==== Provided data
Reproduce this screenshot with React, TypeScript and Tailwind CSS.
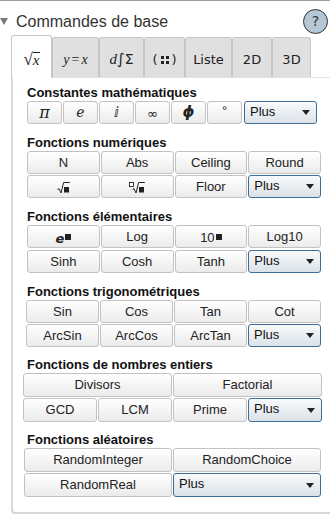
import type { ReactNode } from "react";

const btn =
  "flex h-full items-center justify-center rounded-[3px] border border-[#c2c2c2] bg-linear-to-b from-white to-[#ebebeb] text-[13px] text-[#222]";

function Plus({ className = "" }: { className?: string }) {
  return (
    <div
      className={`flex h-full items-center justify-between rounded-[3px] border border-[#3f6d9a] bg-linear-to-b from-[#f8fafb] to-[#dbe2e8] pl-[5px] pr-[6px] text-[13px] text-[#111] ${className}`}
    >
      <span className="-mt-[2px]">Plus</span>
      <svg width="8" height="5" viewBox="0 0 8 5">
        <path d="M0 0h8L4 5z" fill="#222" />
      </svg>
    </div>
  );
}

function Sq({ size = 6 }: { size?: number }) {
  return <span className="inline-block bg-[#222]" style={{ width: size, height: size }} />;
}

// radical with a placeholder square, optional index box
function Root({ nth }: { nth?: boolean }) {
  return (
    <svg width={nth ? 16 : 13} height="13" viewBox={nth ? "0 0 16 13" : "0 0 13 13"}>
      <g transform={nth ? "translate(3 0)" : undefined}>
        <path d="M0.5 8.5 L2 7.6 L4 12 L6.6 1.5 H12.8" fill="none" stroke="#222" strokeWidth="1" />
        <rect x="7" y="6" width="5" height="5.5" fill="#222" />
      </g>
      {nth && <rect x="0.5" y="1.5" width="4" height="4" fill="white" stroke="#222" strokeWidth="0.9" />}
    </svg>
  );
}

function Tab({ w, active, children }: { w: string; active?: boolean; children: ReactNode }) {
  return (
    <div
      className={`${w} flex items-center justify-center rounded-t-[3px] border border-b-0 border-[#c6c6c6] pt-[4px] text-[13px] text-[#222] ${
        active ? "relative z-10 -mb-px h-[43px] bg-white" : "h-[40px] bg-[#e0e0e0]"
      }`}
    >
      {children}
    </div>
  );
}

function Heading({ children }: { children: ReactNode }) {
  return <div className="text-[13px] font-bold leading-[16px] text-[#111]">{children}</div>;
}

export default function App() {
  return (
    <div className="h-[524px] w-[330px] overflow-hidden border-t border-[#9e9e9e] bg-white font-['Liberation_Sans',Arial,sans-serif] text-[#222]">
      {/* header */}
      <div className="flex h-[34px] items-start">
        <svg className="mt-[17px]" width="8" height="7" viewBox="0 0 8 7">
          <path d="M0 0h8L4 7z" fill="#7a7a7a" />
        </svg>
        <span className="ml-[8px] mt-[12px] text-[16px] leading-[18px] text-[#333]">Commandes de base</span>
        <div className="ml-auto mr-[2px] mt-[8px] flex h-[25px] w-[25px] items-center justify-center rounded-full border border-[#333] bg-[#b5c7d5] font-['DejaVu_Sans',sans-serif] text-[14px] text-[#333]">
          ?
        </div>
      </div>

      {/* tabs */}
      <div className="flex h-[42px] items-end pl-[11px] font-['DejaVu_Sans',sans-serif]">
        <Tab w="w-[41px]" active>
          <span className="font-['Liberation_Serif',serif] text-[17px] leading-[17px]">√</span>
          <span className="mt-[1px] border-t border-[#222] font-['Liberation_Serif',serif] text-[15px] italic leading-[14px]">
            x
          </span>
        </Tab>
        <Tab w="w-[47px]">
          <span className="font-['Liberation_Serif',serif] text-[14px] italic">
            y<span className="mx-[2px] not-italic">=</span>x
          </span>
        </Tab>
        <Tab w="w-[45px]">
          <span className="font-['Liberation_Serif',serif] text-[15px] italic">d</span>
          <span className="text-[15px]">∫</span>
          <span className="text-[14px]">Σ</span>
        </Tab>
        <Tab w="w-[41px]">
          <span className="flex items-center gap-[3px]">
            <span className="text-[13px]">(</span>
            <span className="grid grid-cols-2 gap-[2px]">
              <Sq size={3} />
              <Sq size={3} />
              <Sq size={3} />
              <Sq size={3} />
            </span>
            <span className="text-[13px]">)</span>
          </span>
        </Tab>
        <Tab w="w-[47px]">Liste</Tab>
        <Tab w="w-[40px]">2D</Tab>
        <Tab w="w-[39px]">3D</Tab>
      </div>

      {/* panel */}
      <div className="ml-[11px] rounded-bl-[4px] border-t border-l-2 border-b-2 border-[#d8d8d8] border-t-[#e2e2e2] pb-[15px] pl-[14px] pt-[7px]">
        <div className="mb-[11px]">
          <Heading>Constantes mathématiques</Heading>
          <div className="flex h-[23px] gap-[1px]">
            <div className={`${btn} w-[35px] font-['DejaVu_Serif',serif] text-[16px] italic`}>π</div>
            <div className={`${btn} w-[35px] font-['DejaVu_Sans',sans-serif] text-[14px] italic`}>ℯ</div>
            <div className={`${btn} w-[35px] font-['DejaVu_Sans',sans-serif] text-[14px]`}>ⅈ</div>
            <div className={`${btn} w-[35px] pt-[3px] font-['DejaVu_Sans',sans-serif] text-[12px]`}>∞</div>
            <div className={`${btn} w-[35px] font-['DejaVu_Sans',sans-serif] text-[15px] font-bold italic`}>ϕ</div>
            <div className={`${btn} w-[35px] pb-[4px] text-[11px]`}>°</div>
            <Plus className="ml-[1px] w-[73px]" />
          </div>
        </div>

        <div className="mb-[11px]">
          <Heading>Fonctions numériques</Heading>
          <div className="grid w-[294px] grid-cols-4 grid-rows-[23px_23px] gap-[1px]">
            <div className={btn}>N</div>
            <div className={btn}>Abs</div>
            <div className={btn}>Ceiling</div>
            <div className={btn}>Round</div>
            <div className={`${btn} pt-[2px]`}>
              <Root />
            </div>
            <div className={`${btn} pt-[2px]`}>
              <Root nth />
            </div>
            <div className={btn}>Floor</div>
            <Plus />
          </div>
        </div>

        <div className="mb-[11px]">
          <Heading>Fonctions élémentaires</Heading>
          <div className="grid w-[294px] grid-cols-4 grid-rows-[23px_23px] gap-[2px_1px]">
            <div className={btn}>
              <span className="flex items-start leading-none">
                <span className="mt-[3px] font-['DejaVu_Sans',sans-serif] text-[13px] font-bold italic">e</span>
                <span className="ml-[1px]">
                  <Sq size={6} />
                </span>
              </span>
            </div>
            <div className={btn}>Log</div>
            <div className={btn}>
              <span className="flex items-start leading-none">
                <span className="mt-[2px]">10</span>
                <span className="ml-[1px]">
                  <Sq size={6} />
                </span>
              </span>
            </div>
            <div className={btn}>Log10</div>
            <div className={btn}>Sinh</div>
            <div className={btn}>Cosh</div>
            <div className={btn}>Tanh</div>
            <Plus />
          </div>
        </div>

        <div className="mb-[10px]">
          <Heading>Fonctions trigonométriques</Heading>
          <div className="-ml-[1px] grid w-[295px] grid-cols-4 grid-rows-[23px_23px] gap-[1px]">
            <div className={btn}>Sin</div>
            <div className={btn}>Cos</div>
            <div className={btn}>Tan</div>
            <div className={btn}>Cot</div>
            <div className={btn}>ArcSin</div>
            <div className={btn}>ArcCos</div>
            <div className={btn}>ArcTan</div>
            <Plus />
          </div>
        </div>

        <div className="mb-[10px]">
          <Heading>Fonctions de nombres entiers</Heading>
          <div className="-ml-[4px] grid w-[299px] grid-cols-4 grid-rows-[24px_24px] gap-[1px]">
            <div className={`${btn} col-span-2`}>Divisors</div>
            <div className={`${btn} col-span-2`}>Factorial</div>
            <div className={btn}>GCD</div>
            <div className={btn}>LCM</div>
            <div className={btn}>Prime</div>
            <Plus />
          </div>
        </div>

        <div>
          <Heading>Fonctions aléatoires</Heading>
          <div className="-ml-[3px] grid w-[297px] grid-cols-2 grid-rows-[24px_24px] gap-[1px]">
            <div className={btn}>RandomInteger</div>
            <div className={btn}>RandomChoice</div>
            <div className={btn}>RandomReal</div>
            <Plus />
          </div>
        </div>
      </div>
    </div>
  );
}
========
Determine the number of lines where the string "with" occurs, and give that number only.

2